→ **WORK INSTRUCTIONS**
Using the listing below, copy every line that mentions "Output".

→ **EXTRACTED MATERIAL**
= = = =
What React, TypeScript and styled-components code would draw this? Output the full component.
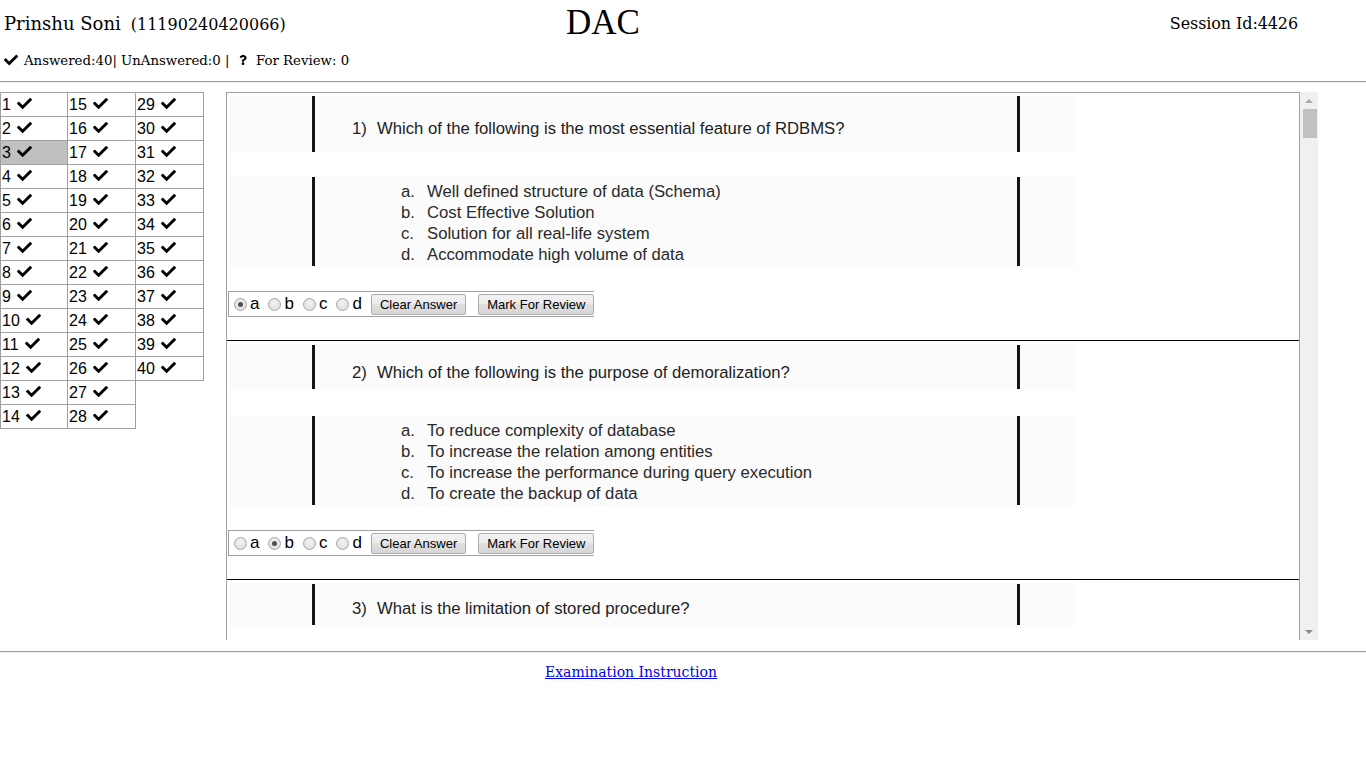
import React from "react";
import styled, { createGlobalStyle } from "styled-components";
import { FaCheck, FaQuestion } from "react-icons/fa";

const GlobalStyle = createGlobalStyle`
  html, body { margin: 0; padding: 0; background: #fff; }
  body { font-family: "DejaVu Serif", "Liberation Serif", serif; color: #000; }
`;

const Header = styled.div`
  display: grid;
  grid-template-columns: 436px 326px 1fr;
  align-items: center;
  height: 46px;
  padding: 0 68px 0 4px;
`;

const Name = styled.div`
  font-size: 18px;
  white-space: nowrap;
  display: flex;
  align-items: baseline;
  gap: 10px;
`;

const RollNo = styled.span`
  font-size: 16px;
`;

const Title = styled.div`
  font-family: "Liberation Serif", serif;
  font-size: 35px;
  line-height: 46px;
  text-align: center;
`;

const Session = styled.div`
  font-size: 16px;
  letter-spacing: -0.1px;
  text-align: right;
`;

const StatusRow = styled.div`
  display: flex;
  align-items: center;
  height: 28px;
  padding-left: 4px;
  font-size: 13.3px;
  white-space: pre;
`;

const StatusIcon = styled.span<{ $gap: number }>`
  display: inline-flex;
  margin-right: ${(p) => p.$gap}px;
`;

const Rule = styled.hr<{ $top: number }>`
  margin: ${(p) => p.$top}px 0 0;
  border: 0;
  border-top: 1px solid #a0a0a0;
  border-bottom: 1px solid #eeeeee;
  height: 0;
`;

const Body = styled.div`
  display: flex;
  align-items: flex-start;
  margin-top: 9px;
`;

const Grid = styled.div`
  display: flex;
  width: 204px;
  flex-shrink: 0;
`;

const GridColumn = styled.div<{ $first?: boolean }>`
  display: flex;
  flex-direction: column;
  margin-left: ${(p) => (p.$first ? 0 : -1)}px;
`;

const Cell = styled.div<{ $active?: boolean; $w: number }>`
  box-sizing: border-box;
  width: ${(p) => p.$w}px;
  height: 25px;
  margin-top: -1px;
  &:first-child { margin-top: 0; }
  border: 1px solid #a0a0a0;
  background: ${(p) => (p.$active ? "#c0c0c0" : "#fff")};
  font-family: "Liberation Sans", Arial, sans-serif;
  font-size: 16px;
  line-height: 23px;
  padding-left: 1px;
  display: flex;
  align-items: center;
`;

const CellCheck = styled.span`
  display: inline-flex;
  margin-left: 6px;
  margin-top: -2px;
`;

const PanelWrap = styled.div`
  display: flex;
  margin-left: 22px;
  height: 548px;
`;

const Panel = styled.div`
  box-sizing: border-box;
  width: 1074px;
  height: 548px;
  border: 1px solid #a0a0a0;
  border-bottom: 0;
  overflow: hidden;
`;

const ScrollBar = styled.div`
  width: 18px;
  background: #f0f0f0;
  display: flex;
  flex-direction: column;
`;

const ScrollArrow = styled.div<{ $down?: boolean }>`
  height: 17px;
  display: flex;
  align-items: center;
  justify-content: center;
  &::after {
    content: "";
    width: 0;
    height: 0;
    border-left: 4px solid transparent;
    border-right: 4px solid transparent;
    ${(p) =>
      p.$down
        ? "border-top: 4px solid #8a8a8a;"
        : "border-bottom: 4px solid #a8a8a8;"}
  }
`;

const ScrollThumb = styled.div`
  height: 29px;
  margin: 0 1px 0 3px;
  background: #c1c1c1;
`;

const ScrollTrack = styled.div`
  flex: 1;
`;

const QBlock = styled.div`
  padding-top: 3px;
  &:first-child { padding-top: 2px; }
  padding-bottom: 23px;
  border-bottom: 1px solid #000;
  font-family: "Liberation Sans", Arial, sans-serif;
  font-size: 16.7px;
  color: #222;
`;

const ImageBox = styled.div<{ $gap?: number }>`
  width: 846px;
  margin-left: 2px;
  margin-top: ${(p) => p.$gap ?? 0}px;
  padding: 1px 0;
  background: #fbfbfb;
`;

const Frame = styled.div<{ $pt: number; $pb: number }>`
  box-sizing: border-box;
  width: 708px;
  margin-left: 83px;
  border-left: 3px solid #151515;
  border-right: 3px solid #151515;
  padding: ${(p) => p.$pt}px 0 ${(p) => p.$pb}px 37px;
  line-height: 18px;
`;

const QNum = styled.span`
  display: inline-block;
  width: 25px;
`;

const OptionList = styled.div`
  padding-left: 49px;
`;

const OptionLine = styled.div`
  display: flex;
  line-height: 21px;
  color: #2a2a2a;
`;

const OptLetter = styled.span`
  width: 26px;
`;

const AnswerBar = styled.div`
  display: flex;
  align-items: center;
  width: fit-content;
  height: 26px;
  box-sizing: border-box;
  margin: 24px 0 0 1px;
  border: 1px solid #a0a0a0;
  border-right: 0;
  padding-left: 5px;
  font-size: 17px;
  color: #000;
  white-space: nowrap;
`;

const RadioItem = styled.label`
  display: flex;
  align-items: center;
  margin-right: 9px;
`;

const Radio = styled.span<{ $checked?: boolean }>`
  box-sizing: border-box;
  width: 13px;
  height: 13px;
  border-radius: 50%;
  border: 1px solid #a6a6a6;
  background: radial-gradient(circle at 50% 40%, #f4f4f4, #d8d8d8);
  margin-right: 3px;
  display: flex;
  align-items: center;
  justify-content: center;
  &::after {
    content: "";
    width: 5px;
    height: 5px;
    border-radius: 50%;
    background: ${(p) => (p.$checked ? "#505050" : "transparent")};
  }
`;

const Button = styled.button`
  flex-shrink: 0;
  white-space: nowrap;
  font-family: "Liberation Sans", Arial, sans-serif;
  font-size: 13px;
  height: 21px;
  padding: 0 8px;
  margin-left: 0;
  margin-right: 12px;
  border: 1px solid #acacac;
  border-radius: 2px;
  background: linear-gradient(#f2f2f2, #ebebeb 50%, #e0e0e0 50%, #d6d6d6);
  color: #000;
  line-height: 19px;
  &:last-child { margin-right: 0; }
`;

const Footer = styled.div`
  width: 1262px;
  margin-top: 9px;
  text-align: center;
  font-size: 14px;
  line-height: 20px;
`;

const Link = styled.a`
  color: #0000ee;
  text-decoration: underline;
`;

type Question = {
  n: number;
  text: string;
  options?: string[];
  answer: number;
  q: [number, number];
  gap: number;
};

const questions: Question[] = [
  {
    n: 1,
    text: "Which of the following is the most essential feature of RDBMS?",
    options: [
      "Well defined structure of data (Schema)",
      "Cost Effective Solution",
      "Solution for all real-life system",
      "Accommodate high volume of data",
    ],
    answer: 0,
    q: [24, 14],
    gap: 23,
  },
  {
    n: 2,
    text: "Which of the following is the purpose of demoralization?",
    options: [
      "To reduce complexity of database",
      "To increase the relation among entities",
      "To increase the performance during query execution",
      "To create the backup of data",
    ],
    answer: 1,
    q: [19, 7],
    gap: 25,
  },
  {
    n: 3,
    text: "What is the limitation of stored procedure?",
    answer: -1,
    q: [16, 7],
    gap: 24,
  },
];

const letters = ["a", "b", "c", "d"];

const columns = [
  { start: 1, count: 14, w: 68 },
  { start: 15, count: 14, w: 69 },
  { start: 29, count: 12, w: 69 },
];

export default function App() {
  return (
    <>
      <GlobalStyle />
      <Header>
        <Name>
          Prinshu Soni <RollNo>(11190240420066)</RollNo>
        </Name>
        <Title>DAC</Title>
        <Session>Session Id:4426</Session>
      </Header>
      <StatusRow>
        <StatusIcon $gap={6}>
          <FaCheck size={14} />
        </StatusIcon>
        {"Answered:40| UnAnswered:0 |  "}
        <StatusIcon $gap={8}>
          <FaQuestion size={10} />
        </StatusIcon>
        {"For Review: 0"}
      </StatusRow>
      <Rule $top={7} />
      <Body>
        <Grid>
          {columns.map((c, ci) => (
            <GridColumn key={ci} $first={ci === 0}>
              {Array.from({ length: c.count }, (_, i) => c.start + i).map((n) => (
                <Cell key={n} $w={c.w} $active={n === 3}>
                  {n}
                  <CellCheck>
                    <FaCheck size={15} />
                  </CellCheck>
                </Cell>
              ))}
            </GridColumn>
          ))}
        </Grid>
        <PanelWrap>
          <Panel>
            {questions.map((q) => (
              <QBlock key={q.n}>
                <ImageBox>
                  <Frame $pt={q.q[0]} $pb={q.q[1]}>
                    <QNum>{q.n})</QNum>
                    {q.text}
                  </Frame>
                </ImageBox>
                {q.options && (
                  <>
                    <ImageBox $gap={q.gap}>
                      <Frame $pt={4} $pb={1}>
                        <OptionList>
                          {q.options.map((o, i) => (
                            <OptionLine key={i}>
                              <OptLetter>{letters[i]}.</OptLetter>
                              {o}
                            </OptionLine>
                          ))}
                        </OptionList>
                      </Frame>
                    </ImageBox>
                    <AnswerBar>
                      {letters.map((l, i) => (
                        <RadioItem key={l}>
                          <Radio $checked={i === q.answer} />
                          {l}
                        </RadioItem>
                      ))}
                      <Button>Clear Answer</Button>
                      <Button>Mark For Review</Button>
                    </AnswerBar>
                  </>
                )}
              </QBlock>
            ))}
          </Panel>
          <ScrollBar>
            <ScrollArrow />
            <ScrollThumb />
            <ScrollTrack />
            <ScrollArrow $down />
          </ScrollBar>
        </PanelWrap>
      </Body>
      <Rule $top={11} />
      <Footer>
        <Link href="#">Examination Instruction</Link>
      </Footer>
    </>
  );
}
= = = =
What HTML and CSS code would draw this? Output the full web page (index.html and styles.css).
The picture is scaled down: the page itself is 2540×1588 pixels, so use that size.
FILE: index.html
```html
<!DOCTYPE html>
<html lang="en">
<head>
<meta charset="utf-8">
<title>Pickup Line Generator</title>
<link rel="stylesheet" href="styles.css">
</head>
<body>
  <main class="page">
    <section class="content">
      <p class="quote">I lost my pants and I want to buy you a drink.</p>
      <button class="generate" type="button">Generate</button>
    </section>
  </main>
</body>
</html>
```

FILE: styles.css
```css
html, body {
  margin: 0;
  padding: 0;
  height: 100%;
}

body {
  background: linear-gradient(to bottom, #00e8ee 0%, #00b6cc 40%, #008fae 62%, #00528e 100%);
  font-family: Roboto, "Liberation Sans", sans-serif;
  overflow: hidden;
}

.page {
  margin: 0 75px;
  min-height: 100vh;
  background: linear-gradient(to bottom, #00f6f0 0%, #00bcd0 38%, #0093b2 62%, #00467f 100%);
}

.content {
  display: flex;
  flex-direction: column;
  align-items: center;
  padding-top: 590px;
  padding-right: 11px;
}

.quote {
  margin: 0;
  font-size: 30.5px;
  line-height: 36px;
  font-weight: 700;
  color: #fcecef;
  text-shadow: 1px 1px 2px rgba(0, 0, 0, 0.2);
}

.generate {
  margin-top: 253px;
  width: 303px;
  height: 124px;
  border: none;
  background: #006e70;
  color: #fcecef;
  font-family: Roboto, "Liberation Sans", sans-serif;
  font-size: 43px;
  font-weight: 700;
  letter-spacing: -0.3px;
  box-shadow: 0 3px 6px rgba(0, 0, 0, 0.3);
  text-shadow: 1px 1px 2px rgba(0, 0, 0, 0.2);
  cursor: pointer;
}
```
= = = =
→ **COMPLETED EXERCISE**
What React, TypeScript and styled-components code would draw this? Output the full component.
What HTML and CSS code would draw this? Output the full web page (index.html and styles.css).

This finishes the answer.